Just like any major occurrence in ones life, there are days where it feels like it was just yesterday that my dad was here and there are days where is seems like it's been decades since he he's been gone. Since my father died I have done more reflecting than I have ever done in my life. I have reflected on myself as a person, as a mother, as a woman, as a wife and of course, as a daughter. I have questioned my life, my morals, my values and my decisions and I have hit highs and lows I never considered possible. I guess that's what happens to most people when they lose someone so dear to them in such a way. My dad died of a massive heart attack at my cousin's wedding seconds after he had been dancing with my brother and I. I watched in complete disbelief as friends tried to revive him and instantly... my life changed. My dad was my world; he was my strength, my courage, my hope and my dreams. My dad believed in me even when he probably should not have and he loved me no matter what. My dad was the only true love I have ever known! So... on this day, the 70th anniversary of his birth I send him this message up above with all my love and all my heart. Today -- October 2, 2015 -- would have been by father's 70th birthday. Although he is not here in physical form with us, he is most certainly here in every way that truly matters to me. He is here, in my heart and in my soul forever.
HAPPY BIRTHDAY, DADDY!
Happy birthday, most amazing man! Daddy, I don't know where to begin. First, I want to thank you for being you. For being the greatest father I could have asked for. For being stubborn and for being strong and most importantly, for always putting our family first. I often think about my childhood and the memories are all too sweet. I remember a man who worked hard in a foreign country to provide everything he possibly could for my brother and I. I remember a man who never settled and was always looking to grow and do more.

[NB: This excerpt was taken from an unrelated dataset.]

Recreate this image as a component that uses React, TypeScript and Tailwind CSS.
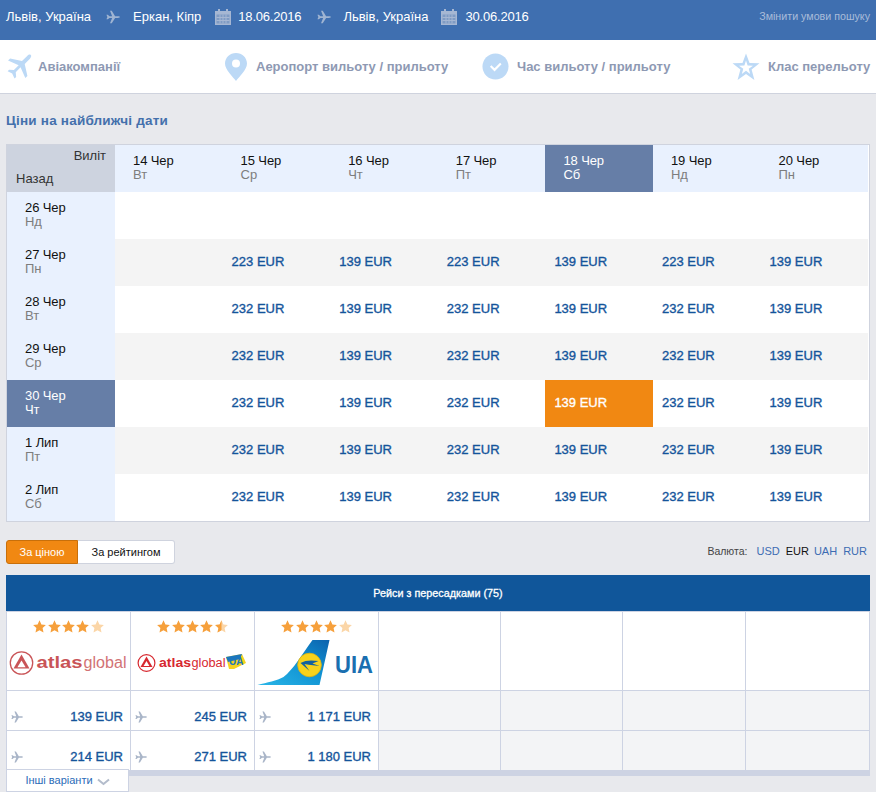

I often think about our summer vacations in Greece where you worked hard not just to show us a good time but to also teach history and life lessons. You gave new meaning to "teachable moments" because every second of every day was a teachable moment for you. You... with your little formal education worked hard to raise us to be proper human beings with morals, values and respect for society and people. You... with your little knowledge of the English language worked relentlessly to push us to believe in ourselves and be strong individuals that could stand alone. You... with no help from anyone built a life full of abundance, full of love and most importantly full of laughter.
As children we never knew of financial worries -- even if you struggled -- and never knew of hardship -- even if you stayed up all night trying to make ends meet. Daddy... you taught me to be strong, to have courage and to have faith. Daddy... you taught me to love with all my heart and to always be truthful no matter what. You taught me to be passionate and fearless regardless of what others thought. On this day Daddy... I thank you. I thank you for being the most amazing man in my life and I thank you for always being by my side regardless of how much of a pain in the ass I was. You taught me what true love is and you taught me what it is to be a parent. I see you in the eyes of my children everyday and I am grateful for that every moment. I see your stubbornness in Anastasia and your sensitivity in Georgia. I see your lust for life in the mirror and your persistence in my brother. Your legacy lives on in your children and your grandchildren because you worked so hard to give us a head start in life. On this day... I honor you! I honor your faithfulness and your strength and I honor your love and commitment. On this day, I will light a candle and watch it burn and on this day I will sing happy birthday to the greatest man in my life.
Happy birthday, Daddy!
Love... your sweetie!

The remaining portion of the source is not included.